In this episode (9.21), a man who installs stereo equipment in clubs is found murdered in his van near the Hudson River. It turns out he has tenuous connections to both the mob and the FBI which come back to haunt him. Sean Russo, a jailed crime boss's young son who is looking to step into his father's shoes is the lead suspect in the case, especially after it's revealed the victim was planning to tell his friends in the FBI about connections between the mob and a strip club that owed him money. Eventually, McCoy convinces the club owners to testify against Russo guaranteeing them time in a secure facility and witness protection for their family. However, when a federal prosecutor initiates a racketeering case against Russo and his associates.
The prosecutor deliberately ignores McCoy's deal with the club owners and, after Russo rolls on other members of the crime family, indicts them, too. They please with McCoy to help them, but his hands are tied.
The federal prosecutor on the case is the same one from an episode called DWB, which involves the dragging death (by police officers) of a black man. (The actor who plays the prosecutor has been on L&O a bunch of times, usually playing different characters.) Apparently, McCoy did something in that case to anger the prosecutor, who wanted to take over the case on civil rights grounds. In this episode, however, the prosecutor gets his revenge, and has McCoy over a barrell, and relishes it. McCoy even follows the prosecutor into a courthouse men's room at one point to berate him, but the prosecutor is unmoved. McCoy realizes he's beaten, and for once, he's out of last-minute tricks to save the day. Even Schiff appears to have sold him out earlier in the episode, encouraging him to turn the case over the feds, and then doing it himself when McCoy refuses.
The episode is notable mainly because of two cast members, both of whom play the strip club owners: Joe Piscopo, who needs no introduction, and Mark Linn Baker [screen shot], best known as Larry on Perfect Strangers. His acting style in this episode is extremely mannered: he's playing someone who at every moment seems about to have a nervous breakdown. In a way, his character anticipates his next appearance on a Law & Order show: he recently appeared on Criminal Intent as "Wally Stevens," the actuary with Asperger's Syndrome who was at the center of an intricate scheme and who gave Goren a run for his money. Linn Baker's performance in that episode is one of the best in CI's history, and it was funny to see him next to D'Onofrio, who's performance on the show is similarly idiosyncratic.
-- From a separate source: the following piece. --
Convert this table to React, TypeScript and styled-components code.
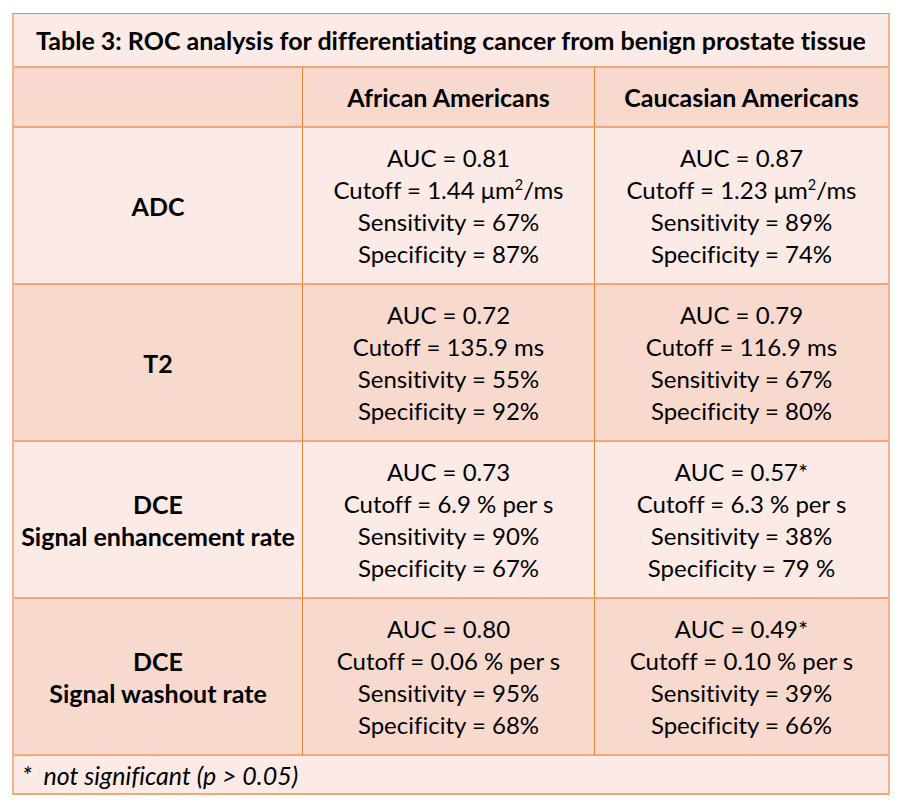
import React from "react";
import styled, { createGlobalStyle } from "styled-components";

const Global = createGlobalStyle`
  html, body { margin: 0; padding: 0; background: #ffffff; }
  *, *::before, *::after { box-sizing: border-box; }
  body {
    font-family: Lato, "Open Sans", sans-serif;
    color: #000;
    font-variant-ligatures: none;
  }
`;

const Page = styled.div`
  padding: 13px 0 0 12px;
`;

const Table = styled.div`
  width: 878px;
  display: grid;
  grid-template-columns: 288px 292px 294px;
  border-top: 1px solid #ef8a3f;
  border-left: 2px solid #f6b288;
  border-right: 2px solid #f6b288;
  border-bottom: 2px solid #f4a67a;
`;

const Title = styled.div`
  grid-column: 1 / 4;
  height: 54px;
  display: flex;
  align-items: center;
  justify-content: center;
  background: #fbeae6;
  font-weight: 700;
  font-size: 25px;
  border-bottom: 2px solid #f4a67a;
  white-space: nowrap;
`;

const Cell = styled.div<{ $dark?: boolean; $bold?: boolean; $first?: boolean; $h: number }>`
  height: ${(p) => p.$h}px;
  display: flex;
  flex-direction: column;
  align-items: center;
  justify-content: center;
  background: ${(p) => (p.$dark ? "#f8d9ce" : "#fbeae6")};
  font-weight: ${(p) => (p.$bold ? 700 : 400)};
  font-size: ${(p) => (p.$bold ? 25 : 24)}px;
  line-height: 32px;
  border-bottom: 2px solid #f4a67a;
  border-left: ${(p) => (p.$first ? "none" : "1px solid #ee8436")};
  text-align: center;
  white-space: nowrap;
`;

const Foot = styled.div`
  grid-column: 1 / 4;
  height: 37px;
  display: flex;
  align-items: center;
  padding-left: 8px;
  background: #fbeae6;
  font-size: 25px;
  font-style: italic;
  white-space: pre;
`;

const Sup = styled.sup`
  font-size: 0.6em;
  line-height: 0;
`;

const Line = styled.div``;

const rows = [
  {
    label: ["ADC"],
    a: ["AUC = 0.81", <>Cutoff = 1.44 μm<Sup>2</Sup>/ms</>, "Sensitivity = 67%", "Specificity = 87%"],
    c: ["AUC = 0.87", <>Cutoff = 1.23 μm<Sup>2</Sup>/ms</>, "Sensitivity = 89%", "Specificity = 74%"],
  },
  {
    label: ["T2"],
    a: ["AUC = 0.72", "Cutoff = 135.9 ms", "Sensitivity = 55%", "Specificity = 92%"],
    c: ["AUC = 0.79", "Cutoff = 116.9 ms", "Sensitivity = 67%", "Specificity = 80%"],
  },
  {
    label: ["DCE", "Signal enhancement rate"],
    a: ["AUC = 0.73", "Cutoff = 6.9 % per s", "Sensitivity = 90%", "Specificity = 67%"],
    c: ["AUC = 0.57*", "Cutoff = 6.3 % per s", "Sensitivity = 38%", "Specificity = 79 %"],
  },
  {
    label: ["DCE", "Signal washout rate"],
    a: ["AUC = 0.80", "Cutoff = 0.06 % per s", "Sensitivity = 95%", "Specificity = 68%"],
    c: ["AUC = 0.49*", "Cutoff = 0.10 % per s", "Sensitivity = 39%", "Specificity = 66%"],
  },
];

export default function App() {
  return (
    <Page>
      <Global />
      <Table>
        <Title>Table 3: ROC analysis for differentiating cancer from benign prostate tissue</Title>
        <Cell $dark $bold $first $h={60} />
        <Cell $dark $bold $h={60}>African Americans</Cell>
        <Cell $dark $bold $h={60}>Caucasian Americans</Cell>
        {rows.map((r, i) => {
          const dark = i % 2 === 1;
          return (
            <React.Fragment key={i}>
              <Cell $dark={dark} $bold $first $h={157}>
                {r.label.map((l, j) => (
                  <Line key={j}>{l}</Line>
                ))}
              </Cell>
              <Cell $dark={dark} $h={157}>
                {r.a.map((l, j) => (
                  <Line key={j}>{l}</Line>
                ))}
              </Cell>
              <Cell $dark={dark} $h={157}>
                {r.c.map((l, j) => (
                  <Line key={j}>{l}</Line>
                ))}
              </Cell>
            </React.Fragment>
          );
        })}
        <Foot>{"*  not significant (p > 0.05)"}</Foot>
      </Table>
    </Page>
  );
}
The episode's teaser involves a young couple on their way to the courthouse to be married. Just before the discovery of the body, the bride-to-be says to no one in particular, "I'm about to marry a family of morons!" This mirrors the theme of family in the episode, and foreshadows a comment later in the ep in which Curtis says of young Russo, "If that's the future of the mob, we have nothing to worry about," indicating that Russo is not particularly bright.
The title of the episode, "Ambitious," refers to the ambition of the young Russo, the strip club owners' American Dream, the career ambition of the federal prosecutor, and possibly McCoy's own ambition which blinded him to the play being made by his federal counterpart.